YOUR GOAL: Lines containing the word "that" are to be located and copied.

LISTED RECORDS:
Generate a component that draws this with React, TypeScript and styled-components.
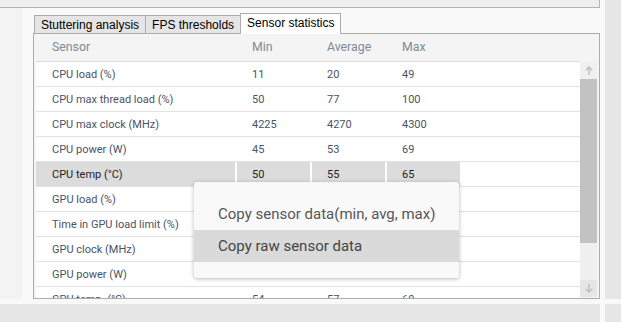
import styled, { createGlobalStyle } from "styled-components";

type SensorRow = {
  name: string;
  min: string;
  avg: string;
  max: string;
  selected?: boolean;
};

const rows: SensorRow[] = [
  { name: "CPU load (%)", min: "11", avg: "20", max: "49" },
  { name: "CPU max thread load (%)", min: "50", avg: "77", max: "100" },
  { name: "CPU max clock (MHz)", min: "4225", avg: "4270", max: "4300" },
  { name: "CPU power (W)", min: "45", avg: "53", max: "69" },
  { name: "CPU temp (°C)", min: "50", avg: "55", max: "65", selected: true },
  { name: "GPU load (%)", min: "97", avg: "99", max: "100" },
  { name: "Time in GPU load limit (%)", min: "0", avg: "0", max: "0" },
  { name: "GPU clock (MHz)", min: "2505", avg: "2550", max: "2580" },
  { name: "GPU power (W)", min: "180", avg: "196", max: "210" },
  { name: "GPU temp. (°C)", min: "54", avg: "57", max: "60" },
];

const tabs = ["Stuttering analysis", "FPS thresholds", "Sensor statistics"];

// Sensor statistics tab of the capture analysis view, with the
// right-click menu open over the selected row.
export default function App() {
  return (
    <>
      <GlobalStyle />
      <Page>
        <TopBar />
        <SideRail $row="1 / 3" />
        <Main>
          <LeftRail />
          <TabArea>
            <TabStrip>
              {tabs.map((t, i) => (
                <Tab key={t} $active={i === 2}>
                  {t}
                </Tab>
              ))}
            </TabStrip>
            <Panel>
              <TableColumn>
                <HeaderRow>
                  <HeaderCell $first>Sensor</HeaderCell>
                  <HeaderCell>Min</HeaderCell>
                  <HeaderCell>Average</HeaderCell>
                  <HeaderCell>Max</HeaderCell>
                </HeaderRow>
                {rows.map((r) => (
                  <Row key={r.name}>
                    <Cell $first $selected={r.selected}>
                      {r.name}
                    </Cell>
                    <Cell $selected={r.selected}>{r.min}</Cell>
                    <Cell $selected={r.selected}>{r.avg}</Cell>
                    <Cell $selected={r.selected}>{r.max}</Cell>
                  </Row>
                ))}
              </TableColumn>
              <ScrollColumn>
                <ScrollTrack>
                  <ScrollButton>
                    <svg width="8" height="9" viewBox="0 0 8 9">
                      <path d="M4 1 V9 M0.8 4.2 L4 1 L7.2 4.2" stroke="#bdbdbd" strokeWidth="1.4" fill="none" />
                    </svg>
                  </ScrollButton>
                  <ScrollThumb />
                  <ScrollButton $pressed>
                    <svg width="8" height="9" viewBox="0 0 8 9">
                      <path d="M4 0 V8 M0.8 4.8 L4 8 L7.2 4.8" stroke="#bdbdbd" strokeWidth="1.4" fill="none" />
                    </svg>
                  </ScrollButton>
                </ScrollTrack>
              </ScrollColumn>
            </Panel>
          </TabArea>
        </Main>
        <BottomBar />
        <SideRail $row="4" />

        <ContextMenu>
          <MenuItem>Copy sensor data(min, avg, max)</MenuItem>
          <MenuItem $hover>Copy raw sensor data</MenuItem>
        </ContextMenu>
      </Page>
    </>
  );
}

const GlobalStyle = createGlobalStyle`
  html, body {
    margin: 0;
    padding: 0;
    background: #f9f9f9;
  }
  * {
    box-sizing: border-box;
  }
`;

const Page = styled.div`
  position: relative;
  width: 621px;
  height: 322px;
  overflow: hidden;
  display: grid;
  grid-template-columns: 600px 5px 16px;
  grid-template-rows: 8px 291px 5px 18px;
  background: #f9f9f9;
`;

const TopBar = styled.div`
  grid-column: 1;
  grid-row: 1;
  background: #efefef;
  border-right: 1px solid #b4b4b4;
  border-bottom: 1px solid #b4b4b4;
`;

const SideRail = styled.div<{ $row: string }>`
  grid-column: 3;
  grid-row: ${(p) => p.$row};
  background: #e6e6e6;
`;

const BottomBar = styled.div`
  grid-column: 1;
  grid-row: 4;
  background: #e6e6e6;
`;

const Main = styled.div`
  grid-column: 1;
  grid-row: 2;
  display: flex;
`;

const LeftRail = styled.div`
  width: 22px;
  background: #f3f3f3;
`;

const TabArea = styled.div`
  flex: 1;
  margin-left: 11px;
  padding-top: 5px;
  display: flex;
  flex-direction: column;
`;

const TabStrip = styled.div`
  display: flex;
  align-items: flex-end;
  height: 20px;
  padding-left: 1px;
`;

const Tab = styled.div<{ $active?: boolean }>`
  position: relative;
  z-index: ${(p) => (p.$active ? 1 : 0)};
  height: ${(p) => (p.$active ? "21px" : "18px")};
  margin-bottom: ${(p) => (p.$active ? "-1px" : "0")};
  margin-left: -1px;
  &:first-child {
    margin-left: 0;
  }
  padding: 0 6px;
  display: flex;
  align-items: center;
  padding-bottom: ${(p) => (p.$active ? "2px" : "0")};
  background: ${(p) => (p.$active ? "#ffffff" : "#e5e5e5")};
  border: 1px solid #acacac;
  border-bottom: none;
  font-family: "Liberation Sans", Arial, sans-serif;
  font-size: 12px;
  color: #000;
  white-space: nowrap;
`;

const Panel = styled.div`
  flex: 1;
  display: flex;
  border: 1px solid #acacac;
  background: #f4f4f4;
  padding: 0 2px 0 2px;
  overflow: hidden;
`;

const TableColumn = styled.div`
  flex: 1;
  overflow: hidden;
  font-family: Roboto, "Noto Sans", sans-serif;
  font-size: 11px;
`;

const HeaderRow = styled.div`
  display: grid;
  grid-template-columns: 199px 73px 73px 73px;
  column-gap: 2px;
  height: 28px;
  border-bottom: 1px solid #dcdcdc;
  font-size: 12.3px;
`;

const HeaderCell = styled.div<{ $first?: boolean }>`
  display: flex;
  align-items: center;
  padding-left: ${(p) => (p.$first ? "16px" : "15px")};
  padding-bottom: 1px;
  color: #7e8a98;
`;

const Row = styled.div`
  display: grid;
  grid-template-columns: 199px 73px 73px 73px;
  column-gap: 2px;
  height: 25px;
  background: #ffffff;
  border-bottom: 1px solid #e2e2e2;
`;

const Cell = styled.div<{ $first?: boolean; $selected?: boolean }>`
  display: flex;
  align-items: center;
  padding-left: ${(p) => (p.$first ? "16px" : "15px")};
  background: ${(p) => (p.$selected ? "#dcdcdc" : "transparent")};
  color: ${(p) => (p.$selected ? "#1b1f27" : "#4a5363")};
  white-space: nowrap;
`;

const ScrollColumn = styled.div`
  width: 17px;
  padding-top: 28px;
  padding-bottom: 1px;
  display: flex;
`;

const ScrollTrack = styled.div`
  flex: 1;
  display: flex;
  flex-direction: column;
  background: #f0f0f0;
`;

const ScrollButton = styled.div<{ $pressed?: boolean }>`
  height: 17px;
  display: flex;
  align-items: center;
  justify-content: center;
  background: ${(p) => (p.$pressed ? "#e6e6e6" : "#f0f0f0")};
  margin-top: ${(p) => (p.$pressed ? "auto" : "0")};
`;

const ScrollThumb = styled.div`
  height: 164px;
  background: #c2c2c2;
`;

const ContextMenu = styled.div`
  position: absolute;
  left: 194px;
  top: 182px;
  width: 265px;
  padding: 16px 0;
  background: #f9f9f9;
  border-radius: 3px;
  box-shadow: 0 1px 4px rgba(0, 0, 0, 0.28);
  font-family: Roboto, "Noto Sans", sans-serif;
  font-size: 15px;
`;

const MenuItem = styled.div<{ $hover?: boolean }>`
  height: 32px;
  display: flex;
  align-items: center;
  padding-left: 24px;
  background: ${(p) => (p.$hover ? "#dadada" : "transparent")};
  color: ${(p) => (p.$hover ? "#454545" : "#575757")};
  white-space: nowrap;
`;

* * *

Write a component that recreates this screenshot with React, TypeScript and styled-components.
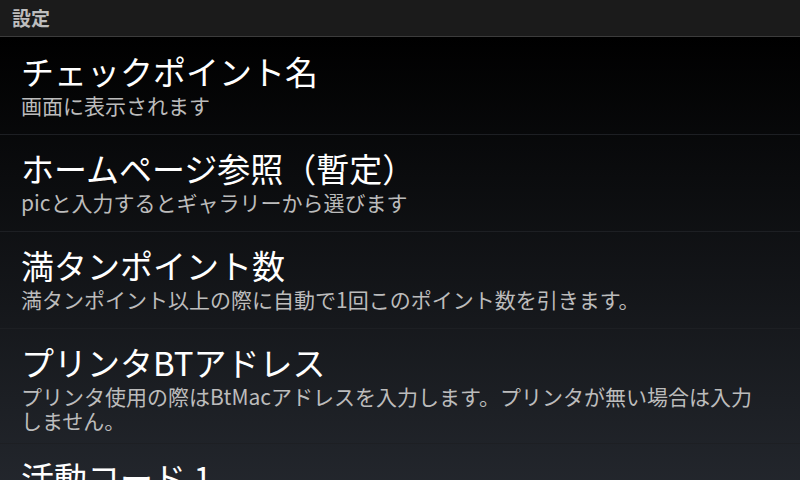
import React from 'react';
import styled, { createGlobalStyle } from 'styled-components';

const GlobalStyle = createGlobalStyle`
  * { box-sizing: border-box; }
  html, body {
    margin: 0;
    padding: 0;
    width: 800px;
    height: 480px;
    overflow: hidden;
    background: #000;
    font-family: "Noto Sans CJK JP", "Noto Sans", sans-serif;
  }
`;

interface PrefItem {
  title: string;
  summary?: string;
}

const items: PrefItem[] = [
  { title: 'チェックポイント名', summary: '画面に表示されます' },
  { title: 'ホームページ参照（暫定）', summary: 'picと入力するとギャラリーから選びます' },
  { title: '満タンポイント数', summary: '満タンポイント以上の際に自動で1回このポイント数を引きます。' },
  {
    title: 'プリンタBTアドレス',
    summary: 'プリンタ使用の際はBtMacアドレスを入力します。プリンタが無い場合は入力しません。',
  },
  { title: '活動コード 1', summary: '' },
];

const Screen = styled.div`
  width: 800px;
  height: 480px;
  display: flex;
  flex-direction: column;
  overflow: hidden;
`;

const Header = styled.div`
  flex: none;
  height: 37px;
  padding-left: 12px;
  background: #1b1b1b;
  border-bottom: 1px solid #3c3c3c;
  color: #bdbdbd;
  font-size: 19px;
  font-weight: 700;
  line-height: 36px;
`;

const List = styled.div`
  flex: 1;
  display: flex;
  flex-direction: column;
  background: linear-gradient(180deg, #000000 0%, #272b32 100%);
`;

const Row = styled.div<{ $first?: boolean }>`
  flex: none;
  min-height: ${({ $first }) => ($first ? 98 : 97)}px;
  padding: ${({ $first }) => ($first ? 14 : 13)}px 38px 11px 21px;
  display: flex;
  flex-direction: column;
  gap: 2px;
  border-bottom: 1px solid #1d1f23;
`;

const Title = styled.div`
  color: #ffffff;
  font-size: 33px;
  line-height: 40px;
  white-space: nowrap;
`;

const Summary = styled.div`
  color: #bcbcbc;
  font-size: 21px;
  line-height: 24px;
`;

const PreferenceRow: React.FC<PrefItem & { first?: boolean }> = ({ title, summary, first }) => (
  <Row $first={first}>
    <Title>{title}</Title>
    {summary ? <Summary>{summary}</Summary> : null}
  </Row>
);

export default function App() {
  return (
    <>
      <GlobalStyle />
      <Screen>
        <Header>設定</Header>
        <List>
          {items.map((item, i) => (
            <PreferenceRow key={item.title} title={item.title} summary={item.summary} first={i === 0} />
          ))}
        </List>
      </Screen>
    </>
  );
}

* * *

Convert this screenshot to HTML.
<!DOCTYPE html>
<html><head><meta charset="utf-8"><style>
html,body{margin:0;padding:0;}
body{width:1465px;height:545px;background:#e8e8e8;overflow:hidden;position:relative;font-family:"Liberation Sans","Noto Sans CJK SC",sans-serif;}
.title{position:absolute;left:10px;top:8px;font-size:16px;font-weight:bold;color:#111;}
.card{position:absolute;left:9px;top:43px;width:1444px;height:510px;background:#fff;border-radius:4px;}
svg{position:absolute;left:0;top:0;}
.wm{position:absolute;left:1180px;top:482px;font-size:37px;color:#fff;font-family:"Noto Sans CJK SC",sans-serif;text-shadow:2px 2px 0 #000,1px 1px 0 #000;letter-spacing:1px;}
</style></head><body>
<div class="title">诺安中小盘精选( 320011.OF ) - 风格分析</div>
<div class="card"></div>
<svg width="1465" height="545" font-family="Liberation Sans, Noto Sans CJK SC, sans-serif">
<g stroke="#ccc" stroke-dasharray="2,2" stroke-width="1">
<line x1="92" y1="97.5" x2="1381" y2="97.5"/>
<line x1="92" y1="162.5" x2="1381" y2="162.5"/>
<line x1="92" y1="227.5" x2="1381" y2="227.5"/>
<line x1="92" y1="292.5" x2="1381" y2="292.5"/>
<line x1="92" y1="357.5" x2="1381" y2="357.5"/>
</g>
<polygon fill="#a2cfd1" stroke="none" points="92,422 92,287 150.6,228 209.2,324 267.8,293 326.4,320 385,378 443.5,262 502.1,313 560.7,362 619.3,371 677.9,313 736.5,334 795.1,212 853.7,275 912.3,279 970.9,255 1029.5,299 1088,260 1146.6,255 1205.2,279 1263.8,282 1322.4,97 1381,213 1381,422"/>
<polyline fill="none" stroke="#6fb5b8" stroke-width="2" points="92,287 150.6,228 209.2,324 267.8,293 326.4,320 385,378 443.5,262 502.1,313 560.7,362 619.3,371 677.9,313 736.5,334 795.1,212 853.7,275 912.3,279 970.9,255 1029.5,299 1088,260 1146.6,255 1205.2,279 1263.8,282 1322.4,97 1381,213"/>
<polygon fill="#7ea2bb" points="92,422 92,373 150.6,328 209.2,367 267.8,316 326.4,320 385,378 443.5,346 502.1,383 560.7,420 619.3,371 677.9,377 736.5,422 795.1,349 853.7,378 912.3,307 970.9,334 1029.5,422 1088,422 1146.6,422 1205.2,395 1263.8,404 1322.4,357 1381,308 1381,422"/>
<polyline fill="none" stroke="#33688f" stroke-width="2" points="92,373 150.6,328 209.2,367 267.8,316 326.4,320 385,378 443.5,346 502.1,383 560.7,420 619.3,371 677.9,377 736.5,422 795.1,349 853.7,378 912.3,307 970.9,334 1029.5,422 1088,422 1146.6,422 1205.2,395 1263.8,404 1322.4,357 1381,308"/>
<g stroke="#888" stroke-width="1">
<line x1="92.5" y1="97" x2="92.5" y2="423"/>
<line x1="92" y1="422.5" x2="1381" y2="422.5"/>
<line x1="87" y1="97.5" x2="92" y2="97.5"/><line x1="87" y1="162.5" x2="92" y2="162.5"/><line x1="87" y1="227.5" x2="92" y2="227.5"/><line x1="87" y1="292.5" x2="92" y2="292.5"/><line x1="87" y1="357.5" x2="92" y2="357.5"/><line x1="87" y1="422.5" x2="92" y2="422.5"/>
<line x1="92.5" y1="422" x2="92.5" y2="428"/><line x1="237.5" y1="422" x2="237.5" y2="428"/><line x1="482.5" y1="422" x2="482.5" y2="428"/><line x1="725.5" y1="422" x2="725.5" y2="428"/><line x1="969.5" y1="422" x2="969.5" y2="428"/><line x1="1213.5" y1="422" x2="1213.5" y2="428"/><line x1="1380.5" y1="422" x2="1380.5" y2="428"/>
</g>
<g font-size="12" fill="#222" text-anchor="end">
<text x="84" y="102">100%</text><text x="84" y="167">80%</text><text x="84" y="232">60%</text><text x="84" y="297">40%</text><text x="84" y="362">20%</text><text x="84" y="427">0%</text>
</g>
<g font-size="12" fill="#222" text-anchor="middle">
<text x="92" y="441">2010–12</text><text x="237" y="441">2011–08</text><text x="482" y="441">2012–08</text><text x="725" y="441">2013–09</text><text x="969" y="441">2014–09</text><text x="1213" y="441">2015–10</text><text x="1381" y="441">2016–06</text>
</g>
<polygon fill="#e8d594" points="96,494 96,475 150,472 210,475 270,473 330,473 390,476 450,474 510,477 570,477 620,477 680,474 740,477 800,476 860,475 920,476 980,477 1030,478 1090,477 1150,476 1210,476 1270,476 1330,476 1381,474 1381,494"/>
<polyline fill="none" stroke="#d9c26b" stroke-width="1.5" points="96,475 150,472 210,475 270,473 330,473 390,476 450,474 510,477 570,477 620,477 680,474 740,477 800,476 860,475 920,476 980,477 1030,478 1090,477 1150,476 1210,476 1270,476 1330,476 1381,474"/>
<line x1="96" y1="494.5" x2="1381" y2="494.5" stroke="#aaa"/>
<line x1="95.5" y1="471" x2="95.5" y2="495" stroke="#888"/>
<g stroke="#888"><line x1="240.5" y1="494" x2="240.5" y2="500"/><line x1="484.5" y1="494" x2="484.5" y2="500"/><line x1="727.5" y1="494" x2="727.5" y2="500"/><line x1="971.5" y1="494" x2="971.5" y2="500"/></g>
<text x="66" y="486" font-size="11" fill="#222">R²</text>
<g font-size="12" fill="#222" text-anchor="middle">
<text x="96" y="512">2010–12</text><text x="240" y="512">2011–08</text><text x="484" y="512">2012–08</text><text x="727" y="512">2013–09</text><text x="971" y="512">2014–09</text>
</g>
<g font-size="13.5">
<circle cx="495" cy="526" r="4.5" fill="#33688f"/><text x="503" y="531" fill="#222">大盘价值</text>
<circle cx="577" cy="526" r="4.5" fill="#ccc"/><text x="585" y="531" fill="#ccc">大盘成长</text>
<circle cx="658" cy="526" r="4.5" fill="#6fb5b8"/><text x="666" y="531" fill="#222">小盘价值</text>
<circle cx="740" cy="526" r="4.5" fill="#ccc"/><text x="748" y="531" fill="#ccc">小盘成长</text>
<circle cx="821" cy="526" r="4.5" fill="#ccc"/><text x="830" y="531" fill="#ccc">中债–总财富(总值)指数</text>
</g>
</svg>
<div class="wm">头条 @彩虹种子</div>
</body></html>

ANSWER TO THIS PROBLEM:
Generate a component that draws this with React, TypeScript and styled-components.
Write a component that recreates this screenshot with React, TypeScript and styled-components.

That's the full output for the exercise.